Fed. R. Evid. 404(b) proscribes the use of other bad-act evidence solely to establish that the defendant has a propensity towards criminal behavior. This proscription, however, is not absolute. The rule permits the use of such evidence if it bears on a material issue such as motive, knowledge, or identity. The court has adopted a two-part test for determining the admissibility of Fed. R. Evid. 404(b) evidence. First, the district court must determine whether the evidence has some special relevance independent of its tendency simply to show criminal propensity. Second, if the evidence has special relevance on a material issue, the court must then carefully conduct Fed. R. Evid. 403 analysis to determine if the probative value of the evidence is not substantially outweighed by the danger of unfair prejudice. 

Facts:

A bomb exploded at the Roslindale home of Thomas L. Shay ("Shay Sr."), killing one Boston police officer and severely injuring another. Defendant was convicted of conspiracy, receipt of explosive materials with knowledge and intent that they would be used to kill, injure and intimidate, and cause damage to real and personal property, and malicious destruction of property by means of explosives.
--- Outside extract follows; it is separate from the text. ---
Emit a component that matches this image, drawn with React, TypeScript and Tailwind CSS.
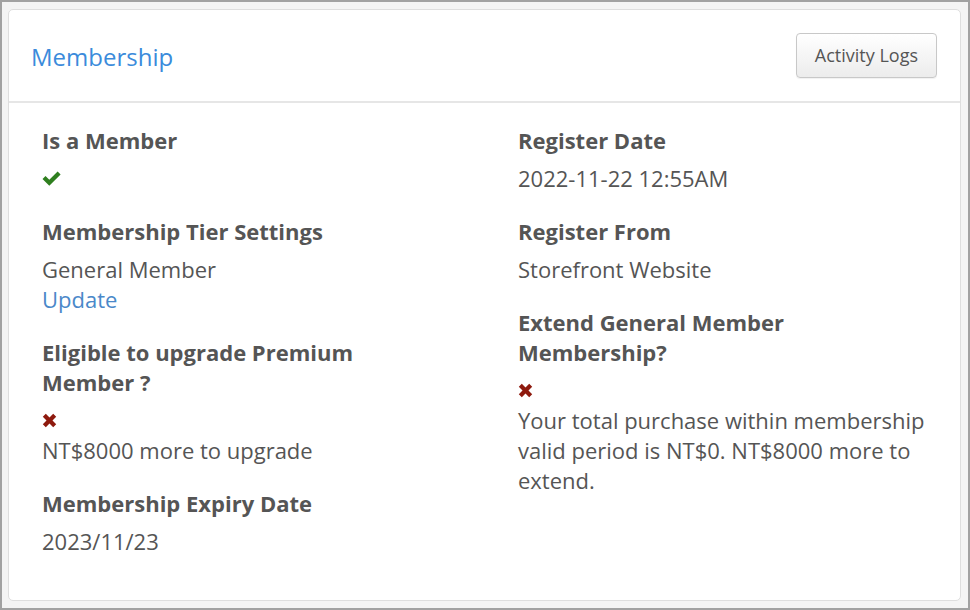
import React from 'react';

type Field = {
  label: string;
  values: React.ReactNode[];
};

const CheckIcon = () => (
  <svg width="20" height="15" viewBox="0 0 20 15" className="block">
    <path d="M0.5 8 L3.5 5 L7.3 8.8 L15.6 0.5 L18.6 3.5 L7.3 14.8 Z" fill="#2f7f1f" />
  </svg>
);

const CrossIcon = () => (
  <svg width="15" height="15" viewBox="0 0 15 15" className="block">
    <path
      d="M0.8 3.8 L3.8 0.8 L7.5 4.5 L11.2 0.8 L14.2 3.8 L10.5 7.5 L14.2 11.2 L11.2 14.2 L7.5 10.5 L3.8 14.2 L0.8 11.2 L4.5 7.5 Z"
      fill="#8e1a0e"
    />
  </svg>
);

const IconLine = ({ children }: { children: React.ReactNode }) => (
  <div className="h-[30px] flex items-center">{children}</div>
);

const leftFields: Field[] = [
  { label: 'Is a Member', values: [<IconLine key="i"><CheckIcon /></IconLine>] },
  {
    label: 'Membership Tier Settings',
    values: [
      <div key="t">General Member</div>,
      <a key="u" href="#" className="text-[#4a88c9]">Update</a>,
    ],
  },
  {
    label: 'Eligible to upgrade Premium Member ?',
    values: [<IconLine key="i"><CrossIcon /></IconLine>, <div key="t">NT$8000 more to upgrade</div>],
  },
  { label: 'Membership Expiry Date', values: [<div key="t">2023/11/23</div>] },
];

const rightFields: Field[] = [
  { label: 'Register Date', values: [<div key="t">2022-11-22 12:55AM</div>] },
  { label: 'Register From', values: [<div key="t">Storefront Website</div>] },
  {
    label: 'Extend General Member Membership?',
    values: [
      <IconLine key="i"><CrossIcon /></IconLine>,
      <div key="t">Your total purchase within membership valid period is NT$0. NT$8000 more to extend.</div>,
    ],
  },
];

const FieldBlock = ({ field }: { field: Field }) => (
  <div className="mb-[23px]">
    <div className="font-bold">{field.label}</div>
    <div className="mt-[8px]">{field.values}</div>
  </div>
);

export default function App() {
  return (
    <div
      className="w-[970px] h-[610px] flex border-2 border-[#a2a2a2] bg-[#f4f4f4] pt-[7px] pb-[7px] pl-[6px] pr-[7px]"
      style={{ fontFamily: '"Open Sans", "Liberation Sans", sans-serif' }}
    >
      <div className="flex-1 flex flex-col bg-white border border-[#dedede] rounded-[5px]">
        {/* panel header */}
        <div className="h-[93px] flex items-center justify-between pl-[22px] pr-[23px] border-b-2 border-[#e6e6e6]">
          <h2 className="text-[24px] text-[#3b8bdb] pt-[2px]">Membership</h2>
          <button className="h-[45px] px-[18px] text-[18px] text-[#555] border border-[#c8c8c8] rounded-[4px] bg-gradient-to-b from-white to-[#ececec] shadow-[0_1px_1px_rgba(0,0,0,0.06)]">
            Activity Logs
          </button>
        </div>

        {/* member details */}
        <div className="flex-1 grid grid-cols-[396px_420px] gap-x-[80px] pl-[33px] pt-[22px] text-[22px] leading-[30px] text-[#555]">
          <div>
            {leftFields.map((f) => (
              <FieldBlock key={f.label} field={f} />
            ))}
          </div>
          <div>
            {rightFields.map((f) => (
              <FieldBlock key={f.label} field={f} />
            ))}
          </div>
        </div>
      </div>
    </div>
  );
}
Defendant contended on appeal that it was error for the district court to have allowed evidence of another bombing to have been presented. The court affirmed the conviction, finding that the district court did not abuse its discretion in determining that the numerous similarities in components, design, and technique of assembly, combined with the similar modus operandi and the closeness of geographic proximity between the two events, sufficiently supported the inference that the same person built both bombs. 

Issue:

Was the conviction proper?

Answer:

Yes.

Conclusion:

The court affirmed the conviction, finding that the district court did not abuse its discretion in determining that the numerous similarities in components, design, and technique of assembly, combined with the similar modus operandi and the closeness of geographic proximity between the two events, sufficiently supported the inference that the same person built both bombs. The held that it was proper to allow evidence of prior acts because the government showed that there existed a high degree of similarity between the other act and the charged crime. The government demonstrated that the two acts exhibited a commonality of distinguishing features sufficient to earmark them as the handiwork of the same individual.